Ordinarily, blood test results are admissible to prove paternity. AS 25.20.050(d).[3] If the statistical probability of parentage equals or exceeds 95%, paternity is presumed and may be rebutted only by clear and convincing evidence.[4]Id.

Civil Rule 37(b) authorizes the superior court to impose a wide range of sanctions on a party who fails to comply with discovery orders.[5] The choice of a sanction rests in the broad discretion of the trial court; we will set aside a sanction only for abuse of discretion. Hawes Firearms v. Edwards, 634 P.2d 377, 378-79 (Alaska 1981).

The imposition of an establishment-preclusion order is justified if the failure to comply with a discovery order is willful, Ketchikan Cold Storage v. State, 491 P.2d 143, 146-48 (Alaska 1971); Bachner v. Pearson, 432 P.2d 525, 528 (Alaska 1967), although lesser sanctions may be imposed absent a finding of willfulness, State v. Guinn, 555 P.2d 530, 542-43 (Alaska 1976). Willfulness is defined as a conscious intent to impede discovery. Hawes Firearms, 634 P.2d at 378-79. The burden is on the noncomplying party to prove that its failure to provide discovery was not willful. Id. at 378 n. 2.

In the instant case, the superior court had discretion to enter an establishment-preclusion order on the question of paternity because Dade willfully violated the court's order by providing false evidence. County of Hennepin ex rel. Bartlow v.

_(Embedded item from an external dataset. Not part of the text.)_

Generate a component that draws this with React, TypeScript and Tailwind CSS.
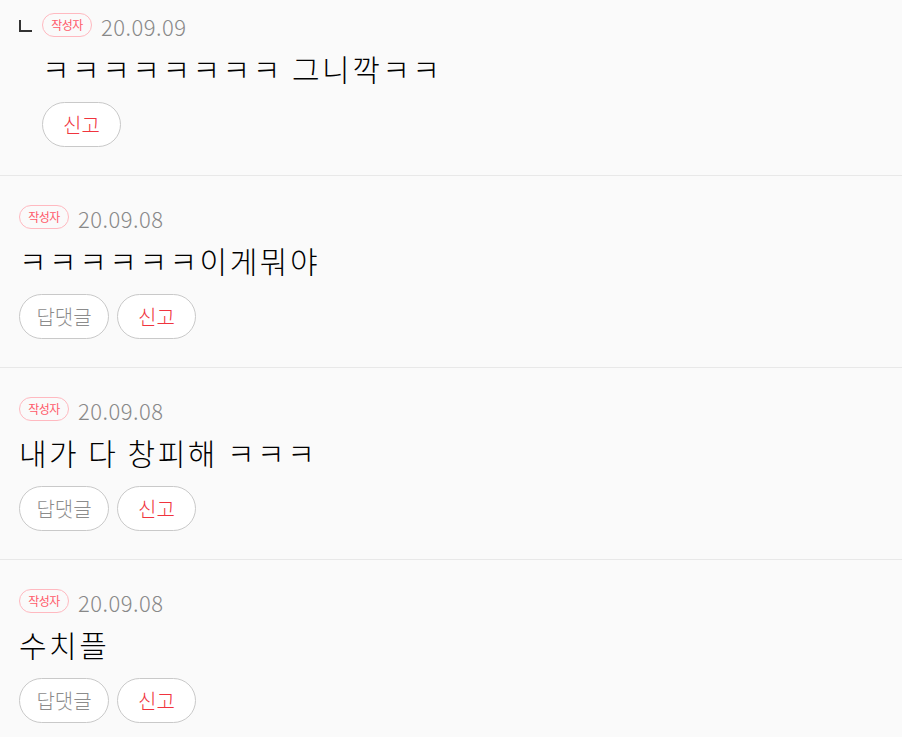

Brinkman, 378 N.W.2d 790, 794-95 (Minn. 1985).[6] Although the court could have imposed a lesser sanction, we perceive no abuse of discretion. Dade's conduct was especially egregious; he did not merely refuse to submit to blood testing, but attempted to provide false evidence to the court.[7]

AFFIRMED.

MOORE, J., not participating.

NOTES

[1] Dade submitted a true blood test before the sanction hearing. The results came in after the establishment-preclusion order was entered. The statistical probability that Dade is the father is 95.45%.

[2] Dade was also fined $980.50 for costs and fees. Dade does not appeal the fine.

[3] AS 25.20.050(d) provides in part:

The results of a blood test ... shall be admitted and weighed in conjunction with other evidence in determining the statistical probability that the putative parent is a legal parent of the child in question. However, a scientifically accepted procedure that establishes a probability of parentage at 95 percent or higher creates a presumption of parentage that may be rebutted only by clear and convincing evidence.

[4] Had Dade complied with the discovery order, the presumption of parentage would have attached, because the statistical probability that he is the father is 95.45%.

[5] Alaska R.Civ.P. 37(b)(2) provides in part:

If a party ... fails to obey an order to provide or permit discovery, ... the court in which the action is pending may make such orders in regard to the failure as are just, and among others the following:

(A) An order that matters regarding which the order was made or any other designated facts shall be taken to be established for the purposes of the action in accordance with the claim of the party obtaining the order;

... .

(D) In lieu of any of the foregoing orders or in addition thereto, an order treating as a contempt of court the failure to obey any orders except an order to submit to physical or mental examination.

[6] One in Dade's position might be entitled to relief from judgment under Civil Rule 60(b)(6) if he submits blood test results disproving paternity within a reasonable time. Brinkman, 378 N.W.2d at 794-95; see also In re Reid, 112 Misc. 294, 446 N.Y.S.2d 991, 995 (N.Y.Fam. 1982) (defendant has one year to move to set aside default judgment of paternity).

[7] Dade also argued that he was deprived of due process because the sanction precluded the presentation of evidence on the issue of paternity. This claim is meritless.

Civil Rule 37 expressly permits entry of establishment-preclusion orders. Dade does not allege that the rule was violated nor that it was unconstitutional. Dade received notice of the proposed sanction and the opportunity to be heard on the matter; therefore, Dade received all the process due. Thomas v. Fey, 376 N.W.2d 266, 268 (Minn.App. 1985).